The occurrence of nausea and vomiting after a single-bolus dose of epidural opioids has been recorded to be between 20% and 50%, and the overall incidence of nausea and vomiting with a continuous epidural infusion appears to be between 45% and 80%. For epidurally administered hydrophilic opioids, nausea and vomiting may be related to the cephalad migration of opioid within the CSF to the area postrema in the medulla. Common treatment of epidural opioid–induced nausea and vomiting includes naloxone, droperidol, metoclopramide, ondansetron, dexamethasone, transdermal scopolamine, and sometimes even a small dose of propofol.
Pruritus
The etiology of epidural opioid–induced pruritus is unclear and may be related to activation of an “itch center” in the medulla, interaction with opioid receptors in the trigeminal nucleus or nerve roots, or changes in the sensory modulation of the trigeminal and upper cervical spinal cord due to cephalad migration of the opioid. It is important to note that opioid-induced pruritus does not appear to be associated with peripheral histamine release. Pruritus from epidural opioids occurs in up to 60% of patients exposed, compared with an incidence of 15%–18% in patients exposed to IV opioids. Some systematic data show no evidence of a dose-dependent relationship with epidural opioid–induced pruritus, whereas other studies suggest a relationship. It continues to be uncertain whether there is a relationship, but it is certain that naloxone, naltrexone, nalbuphine, and droperidol appear to be effective in managing epidural opioid–induced pruritus. Interestingly, studies have shown that there is a relation between the severity of epidural opioid–induced pruritus and the A118G polymorphisms of the human opioid receptor gene.
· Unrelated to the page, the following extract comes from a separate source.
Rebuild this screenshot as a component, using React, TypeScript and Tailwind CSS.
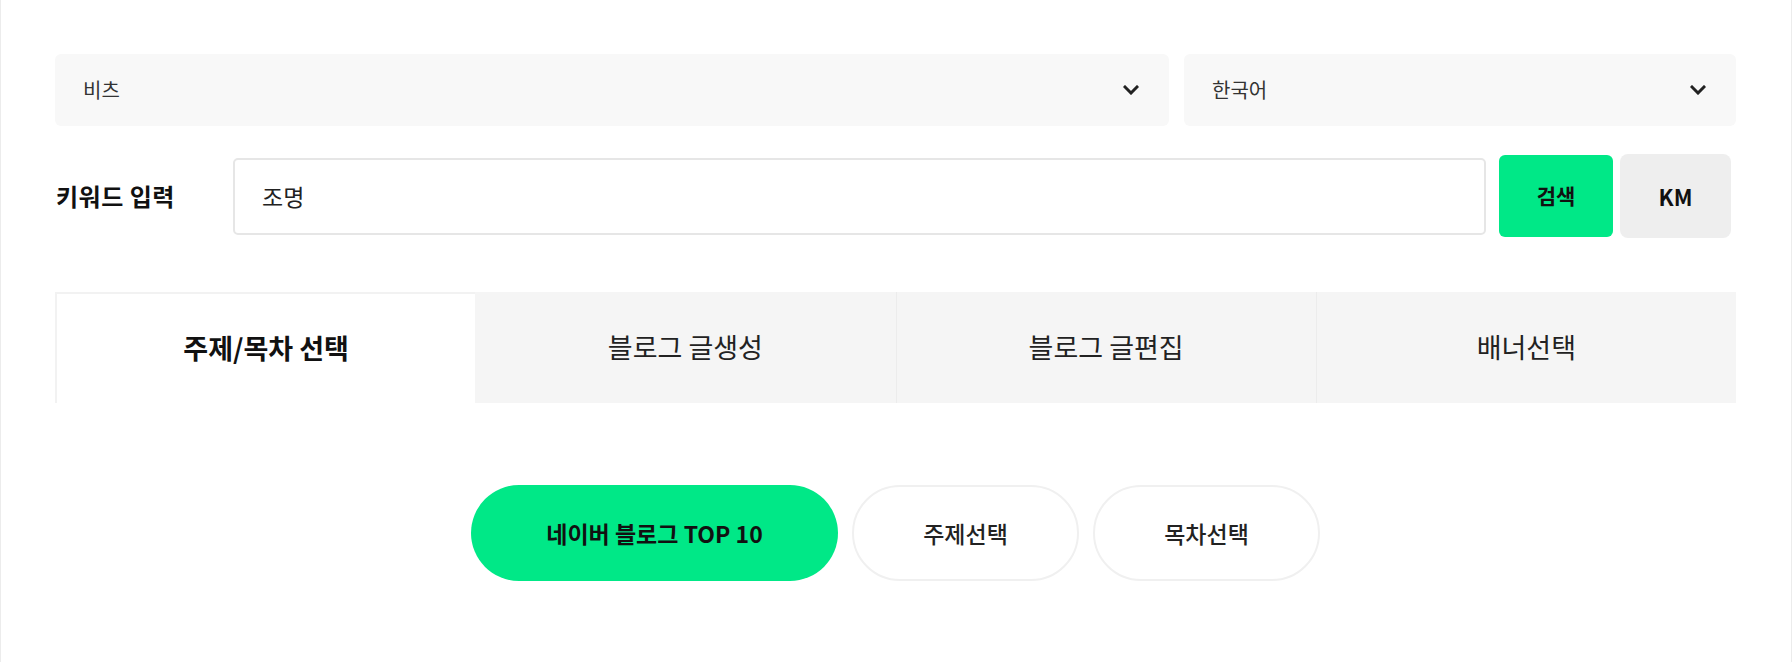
import React, { useState } from 'react';

const FONT = { fontFamily: '"Noto Sans CJK KR", "Noto Sans", sans-serif' };

const tabs = ['주제/목차 선택', '블로그 글생성', '블로그 글편집', '배너선택'];
const steps = [
  { label: '네이버 블로그 TOP 10', width: 'w-[367px]' },
  { label: '주제선택', width: 'w-[227px]' },
  { label: '목차선택', width: 'w-[227px]' },
];

function Chevron() {
  return (
    <svg width="16" height="10" viewBox="0 0 16 10" fill="none" className="shrink-0">
      <path d="M2 2 L8 8 L14 2" stroke="#222" strokeWidth="3" strokeLinecap="square" />
    </svg>
  );
}

function SelectBox({ value }: { value: string }) {
  return (
    <div className="flex h-[72px] items-center justify-between rounded-md bg-[#f8f8f8] pl-[28px] pr-[30px]">
      <span className="text-[20px] text-[#333]">{value}</span>
      <Chevron />
    </div>
  );
}

export default function App() {
  const [activeTab, setActiveTab] = useState(0);
  const [activeStep, setActiveStep] = useState(0);
  const [keyword, setKeyword] = useState('조명');

  return (
    <div style={FONT} className="min-h-[662px] w-full border-x border-[#ececec] bg-white pl-[54px] pr-[55px] pt-[54px]">
      <div className="grid grid-cols-[1114px_1fr] gap-[15px]">
        <SelectBox value="비츠" />
        <SelectBox value="한국어" />
      </div>

      <div className="mt-[28px] flex h-[84px] items-center">
        <div className="w-[178px] pl-[1px] text-[24px] font-bold tracking-[0.5px] text-[#111]">키워드 입력</div>
        <input
          value={keyword}
          onChange={(e) => setKeyword(e.target.value)}
          className="h-[77px] w-[1253px] rounded-[5px] border-2 border-[#e6e6e6] bg-white px-[27px] text-[23px] text-[#222] outline-none"
          style={FONT}
        />
        <button className="ml-[13px] h-[82px] w-[114px] rounded-[6px] bg-[#00e887] text-[21px] font-bold text-[#111]">
          검색
        </button>
        <button className="ml-[7px] h-[84px] w-[111px] rounded-[8px] bg-[#eeeeee] text-[22px] font-bold text-[#111]">
          KM
        </button>
      </div>

      <div className="mt-[54px] grid h-[111px] grid-cols-4">
        {tabs.map((tab, i) => (
          <button
            key={tab}
            onClick={() => setActiveTab(i)}
            className={
              i === activeTab
                ? 'border-l-2 border-t-2 border-[#f2f2f2] bg-white text-[27px] font-bold text-[#111]'
                : `bg-[#f5f5f5] text-[27px] text-[#222] ${i > 1 ? 'border-l border-[#ececec]' : ''}`
            }
          >
            {tab}
          </button>
        ))}
      </div>

      <div className="mt-[82px] flex justify-center gap-[14px]">
        {steps.map((step, i) => (
          <button
            key={step.label}
            onClick={() => setActiveStep(i)}
            className={
              i === activeStep
                ? `h-[96px] ${step.width} rounded-full bg-[#00e887] text-[23px] font-bold text-[#111]`
                : `h-[96px] ${step.width} rounded-full border-2 border-[#f0f0f0] bg-white text-[23px] font-medium text-[#222]`
            }
          >
            {step.label}
          </button>
        ))}
      </div>
    </div>
  );
}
For patients being managed for postcesarean analgesia with epidural morphine, the severity of epidural opioid–induced pruritus was significantly lower in individuals with the homogenous recessive allele in the A118G polymorphism, in comparison with individuals with the homogenous dominant allele or heterozygous genotype.
Urinary Retention
The physiology behind urinary retention associated with administration of epidural opioids stems from activation of spinal opioid receptors leading to an increase in detrusor muscle strength contraction. The incidence of urinary retention with epidurally administered opioids appears to be fairly high (70%–80%), especially in comparison with systematically administered opioids, for which the occurrence of urinary retention is only 18%. The development of urinary retention does not appear to be dose dependent. Low-dose naloxone may be effective in treating epidural opioid–induced urinary retention but at the risk of reversing analgesia.